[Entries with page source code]
-=-=-=-=-

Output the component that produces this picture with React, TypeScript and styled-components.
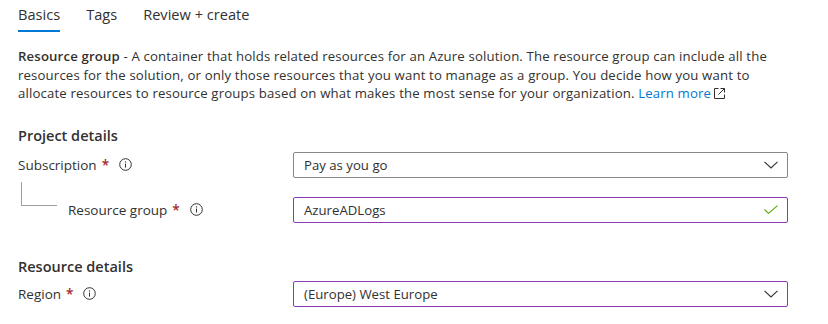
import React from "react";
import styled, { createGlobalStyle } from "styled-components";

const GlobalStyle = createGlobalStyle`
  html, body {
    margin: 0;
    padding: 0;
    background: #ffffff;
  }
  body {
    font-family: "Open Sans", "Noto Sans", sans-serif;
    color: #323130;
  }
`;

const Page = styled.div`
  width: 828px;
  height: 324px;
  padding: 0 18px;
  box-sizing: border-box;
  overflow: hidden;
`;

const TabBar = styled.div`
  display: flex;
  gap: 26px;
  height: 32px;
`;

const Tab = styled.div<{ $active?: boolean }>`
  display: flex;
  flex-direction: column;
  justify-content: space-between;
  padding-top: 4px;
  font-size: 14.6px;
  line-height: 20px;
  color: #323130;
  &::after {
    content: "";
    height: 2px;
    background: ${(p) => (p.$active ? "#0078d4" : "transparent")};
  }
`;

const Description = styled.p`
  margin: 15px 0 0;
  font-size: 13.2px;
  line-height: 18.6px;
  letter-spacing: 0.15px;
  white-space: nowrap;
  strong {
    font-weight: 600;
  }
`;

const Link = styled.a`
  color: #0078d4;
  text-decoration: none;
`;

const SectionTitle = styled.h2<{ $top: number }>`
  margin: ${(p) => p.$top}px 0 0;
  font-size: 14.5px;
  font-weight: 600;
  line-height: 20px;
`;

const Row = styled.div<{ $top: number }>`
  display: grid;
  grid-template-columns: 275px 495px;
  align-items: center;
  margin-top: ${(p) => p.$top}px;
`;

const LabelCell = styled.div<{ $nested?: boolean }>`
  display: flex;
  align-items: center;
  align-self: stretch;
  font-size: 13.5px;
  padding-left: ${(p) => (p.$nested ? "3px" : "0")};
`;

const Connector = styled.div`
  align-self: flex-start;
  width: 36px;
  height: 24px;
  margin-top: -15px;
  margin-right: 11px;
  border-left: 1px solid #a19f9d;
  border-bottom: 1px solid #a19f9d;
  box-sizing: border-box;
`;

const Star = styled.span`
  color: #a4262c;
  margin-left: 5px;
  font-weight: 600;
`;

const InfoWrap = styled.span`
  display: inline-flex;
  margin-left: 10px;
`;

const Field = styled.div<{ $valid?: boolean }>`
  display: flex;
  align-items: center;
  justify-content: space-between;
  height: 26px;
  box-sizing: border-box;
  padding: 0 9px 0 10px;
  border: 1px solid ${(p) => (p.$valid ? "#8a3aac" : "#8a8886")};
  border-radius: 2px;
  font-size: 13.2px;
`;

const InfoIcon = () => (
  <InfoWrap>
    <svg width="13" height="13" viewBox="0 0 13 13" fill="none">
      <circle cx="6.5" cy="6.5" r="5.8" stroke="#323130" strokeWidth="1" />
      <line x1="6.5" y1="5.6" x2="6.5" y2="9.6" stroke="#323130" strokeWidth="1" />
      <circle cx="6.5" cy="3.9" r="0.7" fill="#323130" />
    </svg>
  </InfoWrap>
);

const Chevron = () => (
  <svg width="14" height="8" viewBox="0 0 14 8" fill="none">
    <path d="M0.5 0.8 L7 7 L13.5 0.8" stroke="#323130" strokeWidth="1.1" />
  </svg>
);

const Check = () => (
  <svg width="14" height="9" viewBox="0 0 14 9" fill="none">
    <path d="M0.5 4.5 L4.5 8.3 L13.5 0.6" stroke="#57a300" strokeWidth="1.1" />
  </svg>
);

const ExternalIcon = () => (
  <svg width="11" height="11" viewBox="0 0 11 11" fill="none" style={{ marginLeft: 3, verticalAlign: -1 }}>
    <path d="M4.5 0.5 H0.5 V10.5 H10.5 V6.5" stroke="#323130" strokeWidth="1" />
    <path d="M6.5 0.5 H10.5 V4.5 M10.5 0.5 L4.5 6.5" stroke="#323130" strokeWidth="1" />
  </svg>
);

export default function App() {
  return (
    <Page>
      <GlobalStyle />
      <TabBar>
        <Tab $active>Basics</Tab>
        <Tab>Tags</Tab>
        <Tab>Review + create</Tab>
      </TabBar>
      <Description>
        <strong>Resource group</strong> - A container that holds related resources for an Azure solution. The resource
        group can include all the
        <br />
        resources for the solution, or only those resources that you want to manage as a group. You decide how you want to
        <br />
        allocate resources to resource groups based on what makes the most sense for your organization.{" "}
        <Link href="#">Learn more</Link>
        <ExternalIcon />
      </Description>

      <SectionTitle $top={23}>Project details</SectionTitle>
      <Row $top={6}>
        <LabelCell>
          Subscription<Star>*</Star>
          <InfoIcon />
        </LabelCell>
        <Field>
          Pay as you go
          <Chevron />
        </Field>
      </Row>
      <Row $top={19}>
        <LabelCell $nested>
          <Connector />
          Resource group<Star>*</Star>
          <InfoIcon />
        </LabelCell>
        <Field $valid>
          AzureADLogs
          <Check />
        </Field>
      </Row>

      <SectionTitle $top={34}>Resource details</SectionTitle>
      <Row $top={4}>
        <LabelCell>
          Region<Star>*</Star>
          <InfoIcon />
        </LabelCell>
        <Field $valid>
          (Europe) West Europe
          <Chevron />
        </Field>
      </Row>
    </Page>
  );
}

-=-=-=-=-

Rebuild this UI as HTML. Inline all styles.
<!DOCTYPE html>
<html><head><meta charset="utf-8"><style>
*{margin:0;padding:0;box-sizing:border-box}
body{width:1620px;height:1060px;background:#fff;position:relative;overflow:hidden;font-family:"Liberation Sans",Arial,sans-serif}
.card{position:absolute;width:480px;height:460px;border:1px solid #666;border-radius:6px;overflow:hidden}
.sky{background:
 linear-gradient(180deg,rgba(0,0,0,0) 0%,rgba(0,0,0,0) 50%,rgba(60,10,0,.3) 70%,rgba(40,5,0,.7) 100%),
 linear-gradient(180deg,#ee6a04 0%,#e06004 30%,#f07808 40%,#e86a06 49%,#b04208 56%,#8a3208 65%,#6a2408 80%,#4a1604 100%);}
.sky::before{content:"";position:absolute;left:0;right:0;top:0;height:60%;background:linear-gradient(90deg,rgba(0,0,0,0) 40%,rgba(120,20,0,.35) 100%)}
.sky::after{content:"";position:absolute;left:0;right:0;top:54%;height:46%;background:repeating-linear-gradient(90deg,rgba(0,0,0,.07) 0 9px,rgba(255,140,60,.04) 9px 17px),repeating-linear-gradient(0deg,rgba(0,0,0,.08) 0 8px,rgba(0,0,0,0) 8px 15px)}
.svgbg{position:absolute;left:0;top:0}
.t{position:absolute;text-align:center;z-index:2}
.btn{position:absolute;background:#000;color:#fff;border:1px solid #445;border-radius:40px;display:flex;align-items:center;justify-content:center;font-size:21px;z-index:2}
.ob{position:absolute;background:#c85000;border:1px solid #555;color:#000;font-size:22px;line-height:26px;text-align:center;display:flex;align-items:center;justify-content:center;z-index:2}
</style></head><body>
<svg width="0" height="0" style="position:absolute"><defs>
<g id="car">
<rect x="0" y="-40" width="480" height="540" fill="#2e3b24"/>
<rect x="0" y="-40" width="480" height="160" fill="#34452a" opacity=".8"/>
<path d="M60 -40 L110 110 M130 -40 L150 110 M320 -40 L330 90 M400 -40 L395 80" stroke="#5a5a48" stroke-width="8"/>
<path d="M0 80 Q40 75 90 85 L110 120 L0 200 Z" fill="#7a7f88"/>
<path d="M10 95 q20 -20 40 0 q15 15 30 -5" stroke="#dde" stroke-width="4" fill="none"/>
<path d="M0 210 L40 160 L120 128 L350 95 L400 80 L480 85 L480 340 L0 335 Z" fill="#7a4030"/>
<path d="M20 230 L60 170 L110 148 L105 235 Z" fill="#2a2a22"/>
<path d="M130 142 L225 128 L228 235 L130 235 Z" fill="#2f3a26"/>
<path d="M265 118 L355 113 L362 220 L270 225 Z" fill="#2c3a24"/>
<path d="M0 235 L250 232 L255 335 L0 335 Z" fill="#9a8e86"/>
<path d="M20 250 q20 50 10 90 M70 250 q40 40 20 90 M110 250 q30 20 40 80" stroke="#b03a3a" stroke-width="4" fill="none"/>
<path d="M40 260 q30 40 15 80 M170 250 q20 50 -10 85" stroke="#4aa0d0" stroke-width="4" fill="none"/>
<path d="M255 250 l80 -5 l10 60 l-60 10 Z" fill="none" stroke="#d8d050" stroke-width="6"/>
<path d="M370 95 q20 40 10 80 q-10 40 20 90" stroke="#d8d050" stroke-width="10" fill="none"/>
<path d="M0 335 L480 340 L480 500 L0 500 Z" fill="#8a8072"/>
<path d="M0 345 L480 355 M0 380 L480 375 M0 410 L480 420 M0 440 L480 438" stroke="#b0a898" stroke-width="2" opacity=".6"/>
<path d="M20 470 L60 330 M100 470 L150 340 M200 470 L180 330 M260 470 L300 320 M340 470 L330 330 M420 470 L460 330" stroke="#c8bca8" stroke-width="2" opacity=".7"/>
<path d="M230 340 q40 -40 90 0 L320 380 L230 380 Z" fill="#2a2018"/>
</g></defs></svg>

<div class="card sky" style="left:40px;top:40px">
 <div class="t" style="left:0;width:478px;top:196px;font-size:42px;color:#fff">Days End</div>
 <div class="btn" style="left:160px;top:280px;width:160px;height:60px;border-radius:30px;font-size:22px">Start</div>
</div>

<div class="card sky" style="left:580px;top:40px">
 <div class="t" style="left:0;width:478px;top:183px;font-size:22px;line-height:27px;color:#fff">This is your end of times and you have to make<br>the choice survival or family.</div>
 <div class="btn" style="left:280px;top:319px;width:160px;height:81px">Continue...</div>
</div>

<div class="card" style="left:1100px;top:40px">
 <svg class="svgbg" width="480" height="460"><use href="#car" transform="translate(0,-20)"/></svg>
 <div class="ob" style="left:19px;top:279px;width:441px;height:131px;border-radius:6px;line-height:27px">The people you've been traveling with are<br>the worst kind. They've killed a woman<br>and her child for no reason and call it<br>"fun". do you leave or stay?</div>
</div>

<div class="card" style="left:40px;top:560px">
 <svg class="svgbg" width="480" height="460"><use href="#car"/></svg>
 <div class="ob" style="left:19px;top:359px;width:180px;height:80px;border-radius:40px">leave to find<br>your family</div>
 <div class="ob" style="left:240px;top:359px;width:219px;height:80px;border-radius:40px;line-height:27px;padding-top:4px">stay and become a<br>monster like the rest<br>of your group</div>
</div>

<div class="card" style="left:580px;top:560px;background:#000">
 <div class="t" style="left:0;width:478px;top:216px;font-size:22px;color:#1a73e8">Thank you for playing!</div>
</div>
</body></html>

-=-=-=-=-

## Problem to work on
List all lines above in which the string "React" appears.

## Solution to this task
Output the component that produces this picture with React, TypeScript and styled-components.
import React from "react";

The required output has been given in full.